= Problem statement =
Quote all of the data below exactly, please.

= Source data =
◆ ◆ ◆ ◆ ◆ ◆ ◆

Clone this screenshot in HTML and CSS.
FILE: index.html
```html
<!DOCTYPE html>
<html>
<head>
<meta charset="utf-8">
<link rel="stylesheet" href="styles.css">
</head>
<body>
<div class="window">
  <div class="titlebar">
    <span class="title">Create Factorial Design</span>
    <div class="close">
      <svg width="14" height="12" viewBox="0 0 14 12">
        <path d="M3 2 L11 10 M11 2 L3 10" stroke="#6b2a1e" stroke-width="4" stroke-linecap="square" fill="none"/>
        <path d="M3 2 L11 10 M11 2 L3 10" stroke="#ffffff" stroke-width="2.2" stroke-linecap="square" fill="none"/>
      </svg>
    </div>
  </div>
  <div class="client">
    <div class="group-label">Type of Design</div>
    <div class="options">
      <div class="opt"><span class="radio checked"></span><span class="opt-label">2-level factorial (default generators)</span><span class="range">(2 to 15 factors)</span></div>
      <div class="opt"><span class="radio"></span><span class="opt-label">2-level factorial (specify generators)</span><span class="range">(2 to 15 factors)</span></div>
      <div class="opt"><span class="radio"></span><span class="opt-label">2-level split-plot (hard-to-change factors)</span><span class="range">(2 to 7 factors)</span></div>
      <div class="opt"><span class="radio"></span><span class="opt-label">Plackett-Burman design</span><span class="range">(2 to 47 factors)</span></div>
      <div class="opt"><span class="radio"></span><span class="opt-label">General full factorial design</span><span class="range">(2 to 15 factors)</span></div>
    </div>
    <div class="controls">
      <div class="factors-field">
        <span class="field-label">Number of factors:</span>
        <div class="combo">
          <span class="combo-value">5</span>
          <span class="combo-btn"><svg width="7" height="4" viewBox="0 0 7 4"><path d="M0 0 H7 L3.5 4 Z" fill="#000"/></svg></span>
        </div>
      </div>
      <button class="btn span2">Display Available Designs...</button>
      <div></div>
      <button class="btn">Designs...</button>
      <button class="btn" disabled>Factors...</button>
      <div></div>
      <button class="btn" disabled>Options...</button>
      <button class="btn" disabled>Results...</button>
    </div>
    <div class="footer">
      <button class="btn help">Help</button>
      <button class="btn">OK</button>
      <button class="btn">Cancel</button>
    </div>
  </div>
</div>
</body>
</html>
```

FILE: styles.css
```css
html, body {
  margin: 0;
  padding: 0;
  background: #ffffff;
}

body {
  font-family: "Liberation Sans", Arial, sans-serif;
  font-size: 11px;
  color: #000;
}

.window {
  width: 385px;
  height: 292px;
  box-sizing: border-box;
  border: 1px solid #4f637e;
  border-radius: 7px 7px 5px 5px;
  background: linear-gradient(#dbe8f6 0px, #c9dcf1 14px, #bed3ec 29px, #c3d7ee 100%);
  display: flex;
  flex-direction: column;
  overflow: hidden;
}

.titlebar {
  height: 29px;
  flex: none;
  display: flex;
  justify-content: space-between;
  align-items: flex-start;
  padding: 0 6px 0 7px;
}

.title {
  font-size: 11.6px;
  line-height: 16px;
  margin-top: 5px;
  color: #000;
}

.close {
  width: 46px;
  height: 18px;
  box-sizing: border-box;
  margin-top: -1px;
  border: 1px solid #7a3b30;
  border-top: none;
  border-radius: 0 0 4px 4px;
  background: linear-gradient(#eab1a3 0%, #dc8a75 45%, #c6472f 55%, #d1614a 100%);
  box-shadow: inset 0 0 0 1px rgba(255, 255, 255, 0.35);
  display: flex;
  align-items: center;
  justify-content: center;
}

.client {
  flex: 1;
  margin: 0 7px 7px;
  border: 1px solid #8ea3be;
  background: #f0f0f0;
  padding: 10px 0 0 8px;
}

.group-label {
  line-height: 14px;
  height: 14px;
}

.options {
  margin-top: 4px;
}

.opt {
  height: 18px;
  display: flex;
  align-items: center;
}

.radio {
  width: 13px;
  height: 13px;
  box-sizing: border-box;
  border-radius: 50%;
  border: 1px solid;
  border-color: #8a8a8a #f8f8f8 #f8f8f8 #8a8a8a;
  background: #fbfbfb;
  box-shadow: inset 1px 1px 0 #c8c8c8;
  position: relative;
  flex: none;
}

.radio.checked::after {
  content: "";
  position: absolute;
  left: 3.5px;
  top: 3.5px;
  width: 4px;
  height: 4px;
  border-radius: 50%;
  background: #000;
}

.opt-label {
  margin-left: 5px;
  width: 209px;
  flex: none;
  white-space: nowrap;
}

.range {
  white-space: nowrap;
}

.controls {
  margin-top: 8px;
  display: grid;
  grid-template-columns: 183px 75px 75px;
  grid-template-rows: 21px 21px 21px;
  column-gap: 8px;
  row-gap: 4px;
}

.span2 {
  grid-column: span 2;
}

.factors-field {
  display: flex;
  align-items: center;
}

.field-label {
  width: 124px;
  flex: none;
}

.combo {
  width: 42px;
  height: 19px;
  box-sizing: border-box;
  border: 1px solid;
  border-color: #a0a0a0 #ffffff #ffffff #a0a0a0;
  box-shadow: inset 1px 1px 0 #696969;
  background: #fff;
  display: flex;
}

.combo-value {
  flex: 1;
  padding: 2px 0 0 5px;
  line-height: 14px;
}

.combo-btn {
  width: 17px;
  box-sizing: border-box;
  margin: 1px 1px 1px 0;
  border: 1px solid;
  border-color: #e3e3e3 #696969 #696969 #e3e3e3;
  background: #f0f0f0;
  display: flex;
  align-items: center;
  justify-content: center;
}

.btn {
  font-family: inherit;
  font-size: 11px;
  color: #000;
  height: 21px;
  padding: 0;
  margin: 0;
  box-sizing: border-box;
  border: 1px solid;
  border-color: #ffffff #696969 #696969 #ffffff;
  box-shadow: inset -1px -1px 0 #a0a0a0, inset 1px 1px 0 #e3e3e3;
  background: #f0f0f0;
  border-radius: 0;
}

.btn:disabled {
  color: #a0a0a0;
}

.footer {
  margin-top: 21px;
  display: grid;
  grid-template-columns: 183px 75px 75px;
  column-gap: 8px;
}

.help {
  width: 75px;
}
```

◆ ◆ ◆ ◆ ◆ ◆ ◆

= Worked answer =
Clone this screenshot in HTML and CSS.
FILE: index.html
```html
<!DOCTYPE html>
<html>
<head>
<meta charset="utf-8">
<link rel="stylesheet" href="styles.css">
</head>
<body>
<div class="window">
  <div class="titlebar">
    <span class="title">Create Factorial Design</span>
    <div class="close">
      <svg width="14" height="12" viewBox="0 0 14 12">
        <path d="M3 2 L11 10 M11 2 L3 10" stroke="#6b2a1e" stroke-width="4" stroke-linecap="square" fill="none"/>
        <path d="M3 2 L11 10 M11 2 L3 10" stroke="#ffffff" stroke-width="2.2" stroke-linecap="square" fill="none"/>
      </svg>
    </div>
  </div>
  <div class="client">
    <div class="group-label">Type of Design</div>
    <div class="options">
      <div class="opt"><span class="radio checked"></span><span class="opt-label">2-level factorial (default generators)</span><span class="range">(2 to 15 factors)</span></div>
      <div class="opt"><span class="radio"></span><span class="opt-label">2-level factorial (specify generators)</span><span class="range">(2 to 15 factors)</span></div>
      <div class="opt"><span class="radio"></span><span class="opt-label">2-level split-plot (hard-to-change factors)</span><span class="range">(2 to 7 factors)</span></div>
      <div class="opt"><span class="radio"></span><span class="opt-label">Plackett-Burman design</span><span class="range">(2 to 47 factors)</span></div>
      <div class="opt"><span class="radio"></span><span class="opt-label">General full factorial design</span><span class="range">(2 to 15 factors)</span></div>
    </div>
    <div class="controls">
      <div class="factors-field">
        <span class="field-label">Number of factors:</span>
        <div class="combo">
          <span class="combo-value">5</span>
          <span class="combo-btn"><svg width="7" height="4" viewBox="0 0 7 4"><path d="M0 0 H7 L3.5 4 Z" fill="#000"/></svg></span>
        </div>
      </div>
      <button class="btn span2">Display Available Designs...</button>
      <div></div>
      <button class="btn">Designs...</button>
      <button class="btn" disabled>Factors...</button>
      <div></div>
      <button class="btn" disabled>Options...</button>
      <button class="btn" disabled>Results...</button>
    </div>
    <div class="footer">
      <button class="btn help">Help</button>
      <button class="btn">OK</button>
      <button class="btn">Cancel</button>
    </div>
  </div>
</div>
</body>
</html>
```

FILE: styles.css
```css
html, body {
  margin: 0;
  padding: 0;
  background: #ffffff;
}

body {
  font-family: "Liberation Sans", Arial, sans-serif;
  font-size: 11px;
  color: #000;
}

.window {
  width: 385px;
  height: 292px;
  box-sizing: border-box;
  border: 1px solid #4f637e;
  border-radius: 7px 7px 5px 5px;
  background: linear-gradient(#dbe8f6 0px, #c9dcf1 14px, #bed3ec 29px, #c3d7ee 100%);
  display: flex;
  flex-direction: column;
  overflow: hidden;
}

.titlebar {
  height: 29px;
  flex: none;
  display: flex;
  justify-content: space-between;
  align-items: flex-start;
  padding: 0 6px 0 7px;
}

.title {
  font-size: 11.6px;
  line-height: 16px;
  margin-top: 5px;
  color: #000;
}

.close {
  width: 46px;
  height: 18px;
  box-sizing: border-box;
  margin-top: -1px;
  border: 1px solid #7a3b30;
  border-top: none;
  border-radius: 0 0 4px 4px;
  background: linear-gradient(#eab1a3 0%, #dc8a75 45%, #c6472f 55%, #d1614a 100%);
  box-shadow: inset 0 0 0 1px rgba(255, 255, 255, 0.35);
  display: flex;
  align-items: center;
  justify-content: center;
}

.client {
  flex: 1;
  margin: 0 7px 7px;
  border: 1px solid #8ea3be;
  background: #f0f0f0;
  padding: 10px 0 0 8px;
}

.group-label {
  line-height: 14px;
  height: 14px;
}

.options {
  margin-top: 4px;
}

.opt {
  height: 18px;
  display: flex;
  align-items: center;
}

.radio {
  width: 13px;
  height: 13px;
  box-sizing: border-box;
  border-radius: 50%;
  border: 1px solid;
  border-color: #8a8a8a #f8f8f8 #f8f8f8 #8a8a8a;
  background: #fbfbfb;
  box-shadow: inset 1px 1px 0 #c8c8c8;
  position: relative;
  flex: none;
}

.radio.checked::after {
  content: "";
  position: absolute;
  left: 3.5px;
  top: 3.5px;
  width: 4px;
  height: 4px;
  border-radius: 50%;
  background: #000;
}

.opt-label {
  margin-left: 5px;
  width: 209px;
  flex: none;
  white-space: nowrap;
}

.range {
  white-space: nowrap;
}

.controls {
  margin-top: 8px;
  display: grid;
  grid-template-columns: 183px 75px 75px;
  grid-template-rows: 21px 21px 21px;
  column-gap: 8px;
  row-gap: 4px;
}

.span2 {
  grid-column: span 2;
}

.factors-field {
  display: flex;
  align-items: center;
}

.field-label {
  width: 124px;
  flex: none;
}

.combo {
  width: 42px;
  height: 19px;
  box-sizing: border-box;
  border: 1px solid;
  border-color: #a0a0a0 #ffffff #ffffff #a0a0a0;
  box-shadow: inset 1px 1px 0 #696969;
  background: #fff;
  display: flex;
}

.combo-value {
  flex: 1;
  padding: 2px 0 0 5px;
  line-height: 14px;
}

.combo-btn {
  width: 17px;
  box-sizing: border-box;
  margin: 1px 1px 1px 0;
  border: 1px solid;
  border-color: #e3e3e3 #696969 #696969 #e3e3e3;
  background: #f0f0f0;
  display: flex;
  align-items: center;
  justify-content: center;
}

.btn {
  font-family: inherit;
  font-size: 11px;
  color: #000;
  height: 21px;
  padding: 0;
  margin: 0;
  box-sizing: border-box;
  border: 1px solid;
  border-color: #ffffff #696969 #696969 #ffffff;
  box-shadow: inset -1px -1px 0 #a0a0a0, inset 1px 1px 0 #e3e3e3;
  background: #f0f0f0;
  border-radius: 0;
}

.btn:disabled {
  color: #a0a0a0;
}

.footer {
  margin-top: 21px;
  display: grid;
  grid-template-columns: 183px 75px 75px;
  column-gap: 8px;
}

.help {
  width: 75px;
}
```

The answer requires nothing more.